>>>>>

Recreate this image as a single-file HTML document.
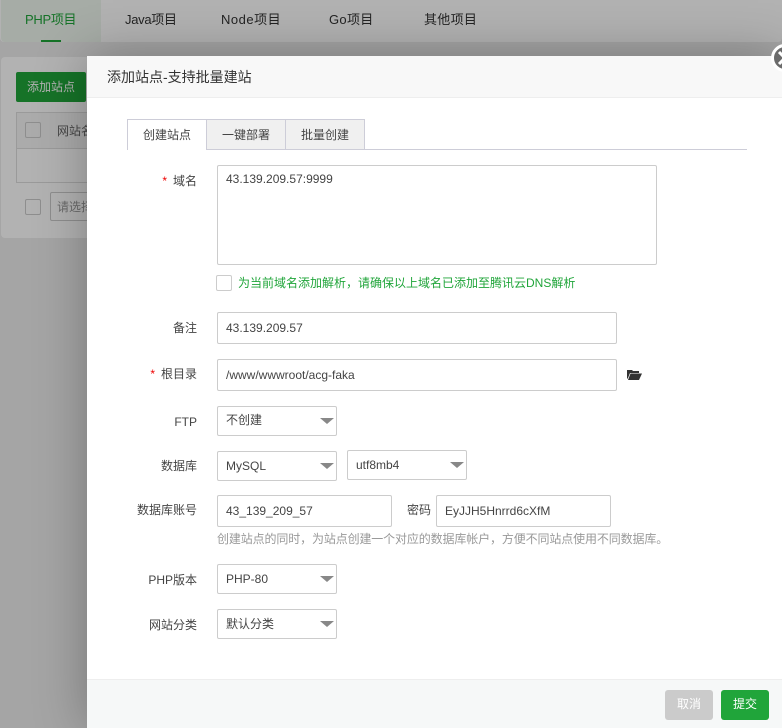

<<<<<
>>>>>

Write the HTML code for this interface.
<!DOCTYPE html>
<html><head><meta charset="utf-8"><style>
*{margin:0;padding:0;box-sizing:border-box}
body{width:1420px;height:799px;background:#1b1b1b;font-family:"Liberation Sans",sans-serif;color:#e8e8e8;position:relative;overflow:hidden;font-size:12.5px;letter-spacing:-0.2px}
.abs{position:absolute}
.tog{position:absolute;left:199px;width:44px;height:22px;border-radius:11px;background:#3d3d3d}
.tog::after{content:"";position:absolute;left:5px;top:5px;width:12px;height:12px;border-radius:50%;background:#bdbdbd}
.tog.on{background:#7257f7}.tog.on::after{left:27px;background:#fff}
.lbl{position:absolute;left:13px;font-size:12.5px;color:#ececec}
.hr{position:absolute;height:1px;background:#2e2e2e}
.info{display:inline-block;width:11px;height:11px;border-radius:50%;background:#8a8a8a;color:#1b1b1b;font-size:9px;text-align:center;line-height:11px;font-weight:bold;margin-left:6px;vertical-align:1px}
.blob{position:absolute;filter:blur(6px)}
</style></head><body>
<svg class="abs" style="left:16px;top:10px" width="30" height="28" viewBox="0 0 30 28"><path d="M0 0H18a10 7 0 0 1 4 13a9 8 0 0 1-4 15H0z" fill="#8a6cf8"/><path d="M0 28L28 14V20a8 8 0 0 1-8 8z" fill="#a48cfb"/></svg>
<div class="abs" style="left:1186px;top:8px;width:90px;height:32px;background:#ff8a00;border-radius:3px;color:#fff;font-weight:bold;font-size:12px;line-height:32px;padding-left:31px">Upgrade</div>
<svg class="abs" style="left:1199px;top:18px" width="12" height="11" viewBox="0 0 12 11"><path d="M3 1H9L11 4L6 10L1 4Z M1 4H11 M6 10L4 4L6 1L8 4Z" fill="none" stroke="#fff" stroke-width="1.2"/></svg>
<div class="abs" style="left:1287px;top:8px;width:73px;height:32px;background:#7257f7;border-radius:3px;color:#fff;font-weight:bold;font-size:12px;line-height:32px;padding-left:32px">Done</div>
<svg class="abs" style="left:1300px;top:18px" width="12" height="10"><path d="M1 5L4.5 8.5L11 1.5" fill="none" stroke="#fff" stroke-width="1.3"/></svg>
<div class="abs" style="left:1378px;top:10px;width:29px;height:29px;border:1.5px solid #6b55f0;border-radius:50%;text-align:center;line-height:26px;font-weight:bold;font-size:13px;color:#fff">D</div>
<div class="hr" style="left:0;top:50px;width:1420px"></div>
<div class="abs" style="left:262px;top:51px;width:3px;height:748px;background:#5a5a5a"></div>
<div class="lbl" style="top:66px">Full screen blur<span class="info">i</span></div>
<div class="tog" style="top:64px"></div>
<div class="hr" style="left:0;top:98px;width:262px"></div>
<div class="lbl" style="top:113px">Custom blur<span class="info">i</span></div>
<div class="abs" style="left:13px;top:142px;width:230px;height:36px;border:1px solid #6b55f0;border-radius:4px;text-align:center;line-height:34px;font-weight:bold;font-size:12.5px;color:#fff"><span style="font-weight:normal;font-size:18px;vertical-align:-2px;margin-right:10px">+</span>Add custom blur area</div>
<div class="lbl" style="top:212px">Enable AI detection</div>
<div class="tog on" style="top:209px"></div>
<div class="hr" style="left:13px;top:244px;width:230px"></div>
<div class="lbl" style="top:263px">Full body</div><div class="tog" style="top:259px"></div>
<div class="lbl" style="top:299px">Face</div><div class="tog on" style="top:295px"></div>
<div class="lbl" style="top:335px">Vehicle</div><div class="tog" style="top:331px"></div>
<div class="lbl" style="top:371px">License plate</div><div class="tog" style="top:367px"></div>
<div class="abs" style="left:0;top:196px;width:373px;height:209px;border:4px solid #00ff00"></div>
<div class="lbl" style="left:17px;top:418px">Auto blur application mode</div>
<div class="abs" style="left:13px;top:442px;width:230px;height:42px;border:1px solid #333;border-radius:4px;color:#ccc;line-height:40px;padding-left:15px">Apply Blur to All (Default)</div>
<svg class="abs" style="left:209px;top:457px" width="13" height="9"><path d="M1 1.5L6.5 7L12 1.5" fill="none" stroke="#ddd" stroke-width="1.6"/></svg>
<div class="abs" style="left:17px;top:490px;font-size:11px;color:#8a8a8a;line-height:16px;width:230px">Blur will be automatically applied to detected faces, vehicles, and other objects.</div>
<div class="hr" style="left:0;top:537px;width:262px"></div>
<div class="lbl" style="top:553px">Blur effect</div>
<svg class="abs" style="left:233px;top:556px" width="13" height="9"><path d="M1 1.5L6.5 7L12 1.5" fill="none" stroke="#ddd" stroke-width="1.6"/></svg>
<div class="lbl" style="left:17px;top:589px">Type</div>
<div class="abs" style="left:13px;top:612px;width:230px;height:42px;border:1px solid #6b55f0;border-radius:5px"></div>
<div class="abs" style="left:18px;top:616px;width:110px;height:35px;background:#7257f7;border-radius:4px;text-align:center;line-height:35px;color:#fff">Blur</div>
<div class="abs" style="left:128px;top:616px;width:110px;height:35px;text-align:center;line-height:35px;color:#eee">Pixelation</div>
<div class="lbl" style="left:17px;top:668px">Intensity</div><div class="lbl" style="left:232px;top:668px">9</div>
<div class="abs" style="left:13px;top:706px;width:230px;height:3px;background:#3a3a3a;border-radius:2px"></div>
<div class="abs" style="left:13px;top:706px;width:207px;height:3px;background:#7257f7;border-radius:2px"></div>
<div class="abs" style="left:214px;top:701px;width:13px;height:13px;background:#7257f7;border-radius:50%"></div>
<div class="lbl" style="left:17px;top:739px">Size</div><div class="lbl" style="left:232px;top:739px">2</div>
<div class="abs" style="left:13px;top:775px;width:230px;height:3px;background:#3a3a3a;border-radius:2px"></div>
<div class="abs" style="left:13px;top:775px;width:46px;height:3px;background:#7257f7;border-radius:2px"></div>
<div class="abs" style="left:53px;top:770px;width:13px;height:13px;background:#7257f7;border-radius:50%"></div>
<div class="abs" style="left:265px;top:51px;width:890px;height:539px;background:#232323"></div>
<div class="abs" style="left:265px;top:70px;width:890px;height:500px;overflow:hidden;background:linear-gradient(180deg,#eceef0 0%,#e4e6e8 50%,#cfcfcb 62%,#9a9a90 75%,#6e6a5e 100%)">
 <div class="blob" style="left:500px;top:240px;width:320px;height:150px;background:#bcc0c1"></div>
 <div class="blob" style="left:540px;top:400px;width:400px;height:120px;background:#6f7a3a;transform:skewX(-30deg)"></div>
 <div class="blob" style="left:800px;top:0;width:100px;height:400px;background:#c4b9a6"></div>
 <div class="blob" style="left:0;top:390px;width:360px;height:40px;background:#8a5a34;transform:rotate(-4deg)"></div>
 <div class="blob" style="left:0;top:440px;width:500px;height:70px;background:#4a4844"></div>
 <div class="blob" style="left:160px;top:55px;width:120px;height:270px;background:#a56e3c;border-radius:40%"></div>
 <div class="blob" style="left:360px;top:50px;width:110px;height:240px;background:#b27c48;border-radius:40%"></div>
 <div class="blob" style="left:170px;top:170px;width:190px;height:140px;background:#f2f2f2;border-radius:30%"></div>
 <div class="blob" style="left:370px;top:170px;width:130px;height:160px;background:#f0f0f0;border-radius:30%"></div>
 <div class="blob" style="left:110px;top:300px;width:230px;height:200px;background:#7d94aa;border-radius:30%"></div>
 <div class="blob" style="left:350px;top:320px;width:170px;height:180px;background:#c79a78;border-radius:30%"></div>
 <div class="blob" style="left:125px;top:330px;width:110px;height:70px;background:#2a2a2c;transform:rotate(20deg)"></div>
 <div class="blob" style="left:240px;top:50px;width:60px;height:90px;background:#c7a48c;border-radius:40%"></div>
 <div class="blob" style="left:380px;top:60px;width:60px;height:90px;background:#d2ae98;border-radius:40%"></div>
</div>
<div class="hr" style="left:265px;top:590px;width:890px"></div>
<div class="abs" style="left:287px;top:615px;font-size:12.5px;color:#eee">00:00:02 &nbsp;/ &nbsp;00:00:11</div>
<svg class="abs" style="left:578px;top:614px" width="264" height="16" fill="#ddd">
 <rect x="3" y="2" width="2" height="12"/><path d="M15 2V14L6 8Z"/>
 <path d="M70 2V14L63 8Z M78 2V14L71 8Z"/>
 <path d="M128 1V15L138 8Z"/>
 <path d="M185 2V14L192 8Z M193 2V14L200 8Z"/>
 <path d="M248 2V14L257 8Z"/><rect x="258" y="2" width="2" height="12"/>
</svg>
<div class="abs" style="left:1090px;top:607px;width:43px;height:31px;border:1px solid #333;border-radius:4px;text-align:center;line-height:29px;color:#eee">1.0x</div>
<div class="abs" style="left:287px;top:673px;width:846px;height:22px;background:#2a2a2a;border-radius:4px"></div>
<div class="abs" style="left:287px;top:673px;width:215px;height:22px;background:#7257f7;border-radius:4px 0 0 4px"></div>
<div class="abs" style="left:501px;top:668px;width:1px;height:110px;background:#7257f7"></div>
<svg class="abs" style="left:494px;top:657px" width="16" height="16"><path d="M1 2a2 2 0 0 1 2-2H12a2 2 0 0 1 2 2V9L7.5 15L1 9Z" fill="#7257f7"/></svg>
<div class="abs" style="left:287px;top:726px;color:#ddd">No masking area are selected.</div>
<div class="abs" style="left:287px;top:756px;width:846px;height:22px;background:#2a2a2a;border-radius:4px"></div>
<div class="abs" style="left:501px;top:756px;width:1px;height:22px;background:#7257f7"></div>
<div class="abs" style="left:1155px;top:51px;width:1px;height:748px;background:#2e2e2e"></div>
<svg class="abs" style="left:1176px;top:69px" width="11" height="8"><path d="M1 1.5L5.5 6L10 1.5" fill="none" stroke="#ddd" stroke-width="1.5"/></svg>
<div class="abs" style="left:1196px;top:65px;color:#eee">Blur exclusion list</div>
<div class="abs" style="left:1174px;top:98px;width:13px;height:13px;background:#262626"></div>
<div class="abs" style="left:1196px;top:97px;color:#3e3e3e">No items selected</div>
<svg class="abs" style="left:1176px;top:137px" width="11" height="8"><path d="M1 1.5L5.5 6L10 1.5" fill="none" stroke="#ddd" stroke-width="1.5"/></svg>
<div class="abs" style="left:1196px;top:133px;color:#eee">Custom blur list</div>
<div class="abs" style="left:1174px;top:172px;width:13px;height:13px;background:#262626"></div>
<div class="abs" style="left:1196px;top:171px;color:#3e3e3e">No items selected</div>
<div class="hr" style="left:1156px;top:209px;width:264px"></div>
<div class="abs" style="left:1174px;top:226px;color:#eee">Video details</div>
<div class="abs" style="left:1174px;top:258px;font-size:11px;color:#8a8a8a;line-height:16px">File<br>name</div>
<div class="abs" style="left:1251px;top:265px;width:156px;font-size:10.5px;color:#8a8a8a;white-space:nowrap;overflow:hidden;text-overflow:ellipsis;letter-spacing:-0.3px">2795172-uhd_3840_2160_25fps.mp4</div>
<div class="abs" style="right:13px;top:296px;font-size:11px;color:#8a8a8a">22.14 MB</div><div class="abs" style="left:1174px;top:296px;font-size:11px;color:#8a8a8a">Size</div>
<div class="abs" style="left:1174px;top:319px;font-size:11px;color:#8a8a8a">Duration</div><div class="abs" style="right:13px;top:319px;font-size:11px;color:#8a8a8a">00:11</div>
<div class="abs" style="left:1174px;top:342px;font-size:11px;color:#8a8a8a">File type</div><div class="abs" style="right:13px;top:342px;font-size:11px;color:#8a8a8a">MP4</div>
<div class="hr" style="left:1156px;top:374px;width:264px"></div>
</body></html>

<<<<<
>>>>>

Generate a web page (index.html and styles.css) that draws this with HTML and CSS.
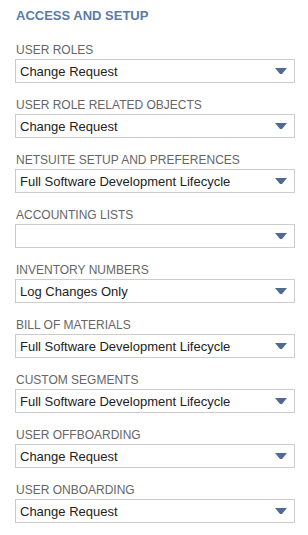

<<<<<

**WHAT IS BEING ASKED:**
Write only the number of lines that include "this".

**CORRECT RESULT:**
3